As the weather gets warmer and you’re finally able to brush off the grossness of winter for the next few months, you’ll hopefully find yourself getting out and about and meeting actual human beings (read: women) instead of binge watching Downton Abbey. (Wait, you actually watch that show?) However, while doing so can increase your odds of getting laid, those will plummet if you’re not careful about how much ball sweat and stickiness is going on down there. And the aftermath — dealing with the painfulness of chafing — is even worse.

A guaranteed way to prevent chafing is to be a lazy blob and use a Segway to stroll around. That’ll eliminate friction, but will also be an impractical thing to pull off for guys who like to exercise or jog or who wouldn’t just allow hoard of flesh-eating zombies to gnaw his face off when the living dead take over the earth. Good thing are more practical ways to get rid of the chafe, the first being something you can most likely use anyway …

#1. Get Synthetic Undies
Once your SWASS kicks up, the cotton will sop up the moisture and remain wet. Not great for the skin on your thighs.

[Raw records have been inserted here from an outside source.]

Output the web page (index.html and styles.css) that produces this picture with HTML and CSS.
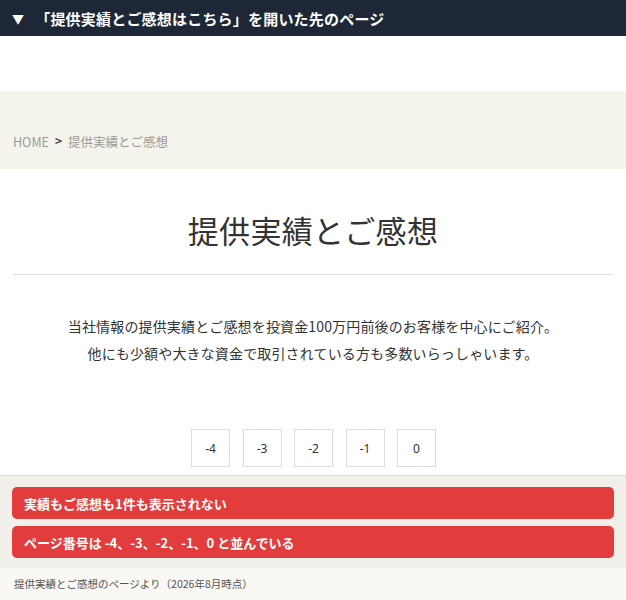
FILE: index.html
```html
<!DOCTYPE html>
<html lang="ja">
<head>
<meta charset="utf-8">
<link rel="stylesheet" href="styles.css">
</head>
<body>
<div class="topbar"><span class="tri">▼</span><span>「提供実績とご感想はこちら」を開いた先のページ</span></div>
<div class="spacer"></div>
<div class="crumbs"><span class="home">HOME</span><span class="sep">&gt;</span><span class="cur">提供実績とご感想</span></div>
<main class="content">
  <h1 class="title">提供実績とご感想</h1>
  <hr class="rule">
  <p class="lead">当社情報の提供実績とご感想を投資金100万円前後のお客様を中心にご紹介。<br>他にも少額や大きな資金で取引されている方も多数いらっしゃいます。</p>
  <div class="pager">
    <span class="pg">-4</span><span class="pg">-3</span><span class="pg">-2</span><span class="pg">-1</span><span class="pg">0</span>
  </div>
</main>
<section class="notes">
  <div class="note">実績もご感想も1件も表示されない</div>
  <div class="note">ページ番号は -4、-3、-2、-1、0 と並んでいる</div>
</section>
<footer class="caption">提供実績とご感想のページより（2026年8月時点）</footer>
</body>
</html>
```
FILE: styles.css
```css
html, body { margin: 0; padding: 0; }
body {
  width: 626px;
  height: 600px;
  overflow: hidden;
  background: #fff;
  font-family: "Noto Sans CJK JP", "Noto Sans", sans-serif;
  color: #333;
}
.topbar {
  height: 36px;
  background: #1e2735;
  color: #fff;
  font-weight: bold;
  font-size: 15px;
  display: flex;
  align-items: center;
  padding-left: 12px;
  box-sizing: border-box;
  letter-spacing: 0.2px;
}
.tri { font-size: 12px; margin-right: 11px; }
.spacer { height: 55px; }
.crumbs {
  height: 78px;
  background: #f4f4ec;
  box-sizing: border-box;
  padding: 41px 0 0 13px;
  font-size: 12.5px;
  color: #9a9a92;
  display: flex;
  align-items: flex-start;
}
.sep { color: #444; font-weight: bold; margin: 0 6px 0 6px; font-size: 12px; }
.content { padding: 0 13px; }
.title {
  margin: 38px 0 0;
  text-align: center;
  font-weight: normal;
  font-size: 31px;
  line-height: 46px;
  color: #333;
  letter-spacing: 0.3px;
}
.rule {
  margin: 21px 0 0;
  border: 0;
  border-top: 1px solid #ddd;
  height: 0;
}
.lead {
  margin: 38px 0 0;
  text-align: center;
  font-size: 14px;
  line-height: 27px;
  color: #333;
  letter-spacing: 0.15px;
}
.pager {
  display: flex;
  justify-content: center;
  gap: 12.5px;
  margin-top: 62px;
  padding-left: 1px;
}
.pg {
  width: 37px;
  height: 36px;
  border: 1px solid #ddd;
  display: flex;
  align-items: center;
  justify-content: center;
  font-size: 12px;
  color: #333;
  font-family: "Noto Sans", sans-serif;
}
.notes {
  position: absolute;
  left: 0;
  top: 475px;
  width: 626px;
  box-sizing: border-box;
  background: #f0efea;
  border-top: 1px solid #ddd6d0;
  padding: 11px 12px 10px 12px;
  display: flex;
  flex-direction: column;
  gap: 7px;
}
.note {
  background: #e23c3c;
  color: #fff;
  font-weight: bold;
  font-size: 13px;
  height: 32px;
  border-radius: 5px;
  display: flex;
  align-items: center;
  padding-left: 12px;
}
.caption {
  position: absolute;
  left: 0;
  top: 568px;
  width: 626px;
  height: 32px;
  box-sizing: border-box;
  background: #f9f8f4;
  padding-left: 14px;
  font-size: 10.5px;
  color: #555;
  display: flex;
  align-items: center;
  padding-bottom: 2px;
}
```
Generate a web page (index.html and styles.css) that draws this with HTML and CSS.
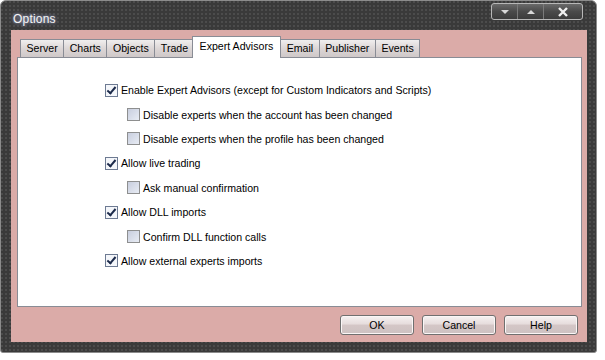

Instead, opt for synthetic boxers or compression shorts. Tommy John’s Second Skin Trunk ($30 @ Amazon.com) are 90 percent micro modal and 10 percent Spandex. In other words, they’re soft and stretchy and can help you stay dry while warding off chaffing. They also feature a quick-draw fly for easy access to your watering hose. And yeah, $30 is expensive for boxers but trust us — you (and your nuts) will not be sorry you made the investment. (Saxx brand boxers and boxer briefs are another worthwhile option.)

#2. Lube Up
Not that way, perv. But rubbing a little bit of petroleum jelly — aka Vaseline — on your skin can reduce friction and enable clothing to glide across your skin instead of rubbing up against it. A less greasy option is to use Gold Bond Friction Defense ($5 @ Amazon.com). Rub it on just like you would deodorant and it’ll moisturizes as it cuts back on friction between fabric and skin. Apply under your arms, under your coin purse, or under your honches — use it all over.

#3. Use This Ball Cream
Blue Steel Sports Anti-Chafe Cream ($17 @ Amazon.com) is an option for endurance athletes to keep their nips and nuts from getting raw, the non-staining formula relies on Australian Tea Tree Oil to keep skin feeling fresh and to prevent chafing and infection. It also provides a valid excuse if you’re caught fondling yourself.

#4. Or This Ball Cream
You can also rub cream on your balls to lube ’em up. Free of harmful additives like aluminum and parabens, Fresh so Dry Fresh Balls ($20 for a 2-pack @ Amazon.com) is also antibacterial. It’ll eliminate the stickiness or wetness so no “crotch rot” occurs.

#5. Or Use These Ball Wipes
If you want to stay away from creams or balms, check out Dude Wipes ($10 @ Amazon.com). The name is as awful as it gets, but the wipes — they’re just like a wet wipe, except for your sack — but vitamin E and aloe in them can keep skin moisturized and healthy; when you’re done, flush ’em down the toilet.

#6. Untuck Your Shirt
Relax a little, dude. Untucking your shirt doesn’t just make you look like less of a stiff, it can also prevent your pits and sack from sweating their uh, balls off.